About Us
Who is Maple?
I've been sewing by hand for forty-one years — quilting, stitching, quiet evenings with good fabric and a pattern that finally comes together.
You might remember the shops where things were made properly. Where you could turn a bag inside out, look at the seams, and know. One by one they went — and the adverts took their place. Lovely quilted bags, photographed beautifully. What came through the letterbox was flat, thin, the pattern printed on. Those photos fooled me too, and I've sewn my whole life.
Nobody says much about that moment. You put the thing in a drawer, feel a bit daft, and don't mention it to your daughter. But it wasn't daftness. Those pictures were built to fool anyone.

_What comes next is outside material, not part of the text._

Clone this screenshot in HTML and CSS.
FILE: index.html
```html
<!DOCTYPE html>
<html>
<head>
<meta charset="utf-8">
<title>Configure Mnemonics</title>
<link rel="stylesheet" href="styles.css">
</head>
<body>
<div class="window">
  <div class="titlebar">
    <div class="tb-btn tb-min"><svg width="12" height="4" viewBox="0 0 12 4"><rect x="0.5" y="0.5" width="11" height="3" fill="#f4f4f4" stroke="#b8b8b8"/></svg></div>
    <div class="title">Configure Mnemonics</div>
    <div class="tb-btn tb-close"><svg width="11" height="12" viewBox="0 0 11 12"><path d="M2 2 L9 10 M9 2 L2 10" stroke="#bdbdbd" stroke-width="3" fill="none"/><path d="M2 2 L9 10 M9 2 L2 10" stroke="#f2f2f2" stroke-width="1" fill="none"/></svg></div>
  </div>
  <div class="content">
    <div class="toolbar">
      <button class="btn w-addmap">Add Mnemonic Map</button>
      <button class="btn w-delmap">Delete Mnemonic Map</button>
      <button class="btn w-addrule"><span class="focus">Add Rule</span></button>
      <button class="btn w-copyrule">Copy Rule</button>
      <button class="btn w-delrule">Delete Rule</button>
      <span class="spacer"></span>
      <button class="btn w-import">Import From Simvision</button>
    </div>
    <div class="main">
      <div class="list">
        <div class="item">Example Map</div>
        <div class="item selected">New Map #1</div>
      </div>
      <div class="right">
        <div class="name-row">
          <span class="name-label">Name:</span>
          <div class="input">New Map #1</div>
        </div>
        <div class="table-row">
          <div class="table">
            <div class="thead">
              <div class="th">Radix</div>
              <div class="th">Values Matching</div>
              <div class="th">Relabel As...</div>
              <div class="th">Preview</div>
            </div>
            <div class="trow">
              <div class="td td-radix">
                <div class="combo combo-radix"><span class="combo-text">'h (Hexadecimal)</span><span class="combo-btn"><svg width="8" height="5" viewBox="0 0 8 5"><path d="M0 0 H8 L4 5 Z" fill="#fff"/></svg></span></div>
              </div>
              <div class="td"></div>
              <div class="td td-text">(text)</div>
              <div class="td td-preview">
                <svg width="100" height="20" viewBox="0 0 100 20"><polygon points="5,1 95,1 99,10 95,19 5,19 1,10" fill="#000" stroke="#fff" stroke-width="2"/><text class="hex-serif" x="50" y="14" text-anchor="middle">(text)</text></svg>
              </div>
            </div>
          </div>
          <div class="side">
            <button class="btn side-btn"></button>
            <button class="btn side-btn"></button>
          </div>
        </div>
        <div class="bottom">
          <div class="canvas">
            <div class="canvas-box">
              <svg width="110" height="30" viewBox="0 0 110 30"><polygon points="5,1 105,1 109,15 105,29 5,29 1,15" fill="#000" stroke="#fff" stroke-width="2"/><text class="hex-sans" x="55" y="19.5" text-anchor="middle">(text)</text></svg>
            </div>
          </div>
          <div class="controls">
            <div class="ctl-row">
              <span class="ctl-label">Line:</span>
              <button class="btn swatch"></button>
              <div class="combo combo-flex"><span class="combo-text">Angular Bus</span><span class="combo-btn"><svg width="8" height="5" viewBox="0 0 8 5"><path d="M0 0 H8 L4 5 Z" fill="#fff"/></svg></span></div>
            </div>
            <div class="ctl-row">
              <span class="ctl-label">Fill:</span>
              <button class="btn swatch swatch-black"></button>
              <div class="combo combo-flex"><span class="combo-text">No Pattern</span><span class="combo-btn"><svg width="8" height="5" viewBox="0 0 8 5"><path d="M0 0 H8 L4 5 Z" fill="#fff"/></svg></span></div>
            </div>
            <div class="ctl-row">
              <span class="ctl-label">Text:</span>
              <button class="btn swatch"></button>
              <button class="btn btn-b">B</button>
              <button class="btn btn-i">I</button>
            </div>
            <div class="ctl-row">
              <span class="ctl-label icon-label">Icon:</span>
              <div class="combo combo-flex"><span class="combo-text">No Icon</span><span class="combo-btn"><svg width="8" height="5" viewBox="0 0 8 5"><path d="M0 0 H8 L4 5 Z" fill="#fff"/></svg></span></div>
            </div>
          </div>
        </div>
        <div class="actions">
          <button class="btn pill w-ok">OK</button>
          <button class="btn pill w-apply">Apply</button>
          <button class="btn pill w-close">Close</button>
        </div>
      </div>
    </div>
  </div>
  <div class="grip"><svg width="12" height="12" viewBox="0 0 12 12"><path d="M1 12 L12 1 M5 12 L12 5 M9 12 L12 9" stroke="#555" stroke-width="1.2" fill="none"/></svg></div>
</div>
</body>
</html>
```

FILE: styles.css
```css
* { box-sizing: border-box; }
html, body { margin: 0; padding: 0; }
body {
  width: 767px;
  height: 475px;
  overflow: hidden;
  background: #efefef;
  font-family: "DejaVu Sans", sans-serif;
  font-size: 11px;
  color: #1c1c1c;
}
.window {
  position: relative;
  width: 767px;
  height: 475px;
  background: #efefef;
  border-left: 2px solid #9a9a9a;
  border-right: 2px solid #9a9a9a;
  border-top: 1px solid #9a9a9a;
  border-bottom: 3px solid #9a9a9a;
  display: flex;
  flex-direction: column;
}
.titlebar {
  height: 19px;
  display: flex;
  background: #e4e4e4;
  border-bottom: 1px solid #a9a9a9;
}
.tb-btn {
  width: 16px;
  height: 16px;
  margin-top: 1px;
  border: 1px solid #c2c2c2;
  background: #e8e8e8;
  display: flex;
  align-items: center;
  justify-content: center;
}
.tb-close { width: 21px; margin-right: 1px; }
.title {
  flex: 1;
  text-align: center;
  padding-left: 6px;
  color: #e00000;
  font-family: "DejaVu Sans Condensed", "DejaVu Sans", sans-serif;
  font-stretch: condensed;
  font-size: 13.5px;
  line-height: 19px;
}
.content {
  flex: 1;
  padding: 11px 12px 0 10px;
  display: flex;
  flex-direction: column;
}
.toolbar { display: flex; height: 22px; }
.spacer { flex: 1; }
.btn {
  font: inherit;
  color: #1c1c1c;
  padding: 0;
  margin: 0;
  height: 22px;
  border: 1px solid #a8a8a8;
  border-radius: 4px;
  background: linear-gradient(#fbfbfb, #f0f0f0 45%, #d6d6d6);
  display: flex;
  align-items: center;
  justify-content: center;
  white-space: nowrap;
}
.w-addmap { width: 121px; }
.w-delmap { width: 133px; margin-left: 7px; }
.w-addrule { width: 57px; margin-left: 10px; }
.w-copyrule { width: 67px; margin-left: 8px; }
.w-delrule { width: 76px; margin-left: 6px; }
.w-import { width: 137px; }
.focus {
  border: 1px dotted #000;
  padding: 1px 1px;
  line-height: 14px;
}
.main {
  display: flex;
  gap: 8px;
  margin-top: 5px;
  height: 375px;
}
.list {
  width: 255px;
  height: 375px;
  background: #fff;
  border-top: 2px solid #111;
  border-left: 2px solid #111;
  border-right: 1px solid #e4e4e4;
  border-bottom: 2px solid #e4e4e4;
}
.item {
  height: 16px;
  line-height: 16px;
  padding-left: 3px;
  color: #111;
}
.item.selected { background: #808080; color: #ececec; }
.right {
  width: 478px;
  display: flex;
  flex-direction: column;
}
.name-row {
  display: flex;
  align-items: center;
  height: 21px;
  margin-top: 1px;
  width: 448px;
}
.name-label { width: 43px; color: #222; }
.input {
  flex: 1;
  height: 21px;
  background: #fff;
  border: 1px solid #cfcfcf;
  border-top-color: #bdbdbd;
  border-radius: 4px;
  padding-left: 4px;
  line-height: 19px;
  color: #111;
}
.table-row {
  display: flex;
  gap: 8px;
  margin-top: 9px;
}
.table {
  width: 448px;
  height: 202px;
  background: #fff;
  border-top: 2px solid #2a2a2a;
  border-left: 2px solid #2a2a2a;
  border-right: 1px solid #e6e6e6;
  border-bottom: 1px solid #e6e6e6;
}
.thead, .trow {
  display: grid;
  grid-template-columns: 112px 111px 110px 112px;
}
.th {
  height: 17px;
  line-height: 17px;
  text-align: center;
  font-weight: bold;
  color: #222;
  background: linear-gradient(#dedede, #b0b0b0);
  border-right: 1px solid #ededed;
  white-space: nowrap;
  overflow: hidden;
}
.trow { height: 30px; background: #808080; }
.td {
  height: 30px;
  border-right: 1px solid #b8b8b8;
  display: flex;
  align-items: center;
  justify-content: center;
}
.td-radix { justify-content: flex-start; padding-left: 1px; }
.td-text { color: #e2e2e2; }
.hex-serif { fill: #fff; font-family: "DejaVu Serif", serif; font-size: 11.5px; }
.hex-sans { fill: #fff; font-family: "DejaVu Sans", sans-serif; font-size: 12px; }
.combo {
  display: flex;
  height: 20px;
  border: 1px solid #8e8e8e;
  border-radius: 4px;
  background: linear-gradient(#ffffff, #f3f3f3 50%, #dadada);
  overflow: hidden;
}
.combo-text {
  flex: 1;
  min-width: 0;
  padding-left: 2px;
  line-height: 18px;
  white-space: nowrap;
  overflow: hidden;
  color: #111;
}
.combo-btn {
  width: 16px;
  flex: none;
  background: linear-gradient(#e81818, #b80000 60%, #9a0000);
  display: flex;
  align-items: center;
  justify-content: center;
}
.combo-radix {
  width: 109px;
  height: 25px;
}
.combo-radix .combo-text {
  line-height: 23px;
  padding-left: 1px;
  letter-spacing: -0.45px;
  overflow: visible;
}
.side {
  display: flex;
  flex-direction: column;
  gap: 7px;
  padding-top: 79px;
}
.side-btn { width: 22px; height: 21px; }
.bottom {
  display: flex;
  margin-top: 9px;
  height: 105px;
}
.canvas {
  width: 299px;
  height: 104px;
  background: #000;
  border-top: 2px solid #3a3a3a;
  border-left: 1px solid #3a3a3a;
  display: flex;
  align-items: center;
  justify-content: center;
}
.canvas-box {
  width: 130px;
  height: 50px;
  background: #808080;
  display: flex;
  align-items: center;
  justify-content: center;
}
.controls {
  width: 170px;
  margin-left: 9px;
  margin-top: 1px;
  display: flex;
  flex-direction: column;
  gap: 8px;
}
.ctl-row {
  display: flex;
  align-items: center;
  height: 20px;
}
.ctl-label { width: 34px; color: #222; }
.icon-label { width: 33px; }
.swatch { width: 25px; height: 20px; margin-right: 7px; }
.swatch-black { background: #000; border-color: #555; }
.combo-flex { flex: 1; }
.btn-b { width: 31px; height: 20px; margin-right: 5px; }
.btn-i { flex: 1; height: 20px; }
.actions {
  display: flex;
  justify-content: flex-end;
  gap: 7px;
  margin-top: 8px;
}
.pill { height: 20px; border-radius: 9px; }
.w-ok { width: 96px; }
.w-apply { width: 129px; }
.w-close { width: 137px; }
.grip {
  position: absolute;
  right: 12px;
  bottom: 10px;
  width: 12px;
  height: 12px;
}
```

So I cleared a table here in Hay-on-Wye — a town that still believes things are worth making properly — and started sewing the bags myself. I cut, layer, pad and quilt each one, in small batches, rarely more than twenty of a design. It's slow. That's rather the point.
How you'll know
I could list what goes into each bag, but you've read lists like that before, on sites that lied to you. So instead: when yours arrives, press your palm flat against it. You'll feel every stitch under your hand. And if anything isn't what I've said it is, email me — I reply myself — and it comes back to my Welsh address for a full refund.
Who I sew for
Women who can tell the difference. Who notice seams. Who are quietly tired of things that look lovely online and disappoint in person — and who've decided they're allowed something properly made for themselves.
A few hundred of them across Britain carry one now. Several came back for a second, usually as a gift for someone who'd been eyeing theirs.
If that sounds like you — you're in good company here.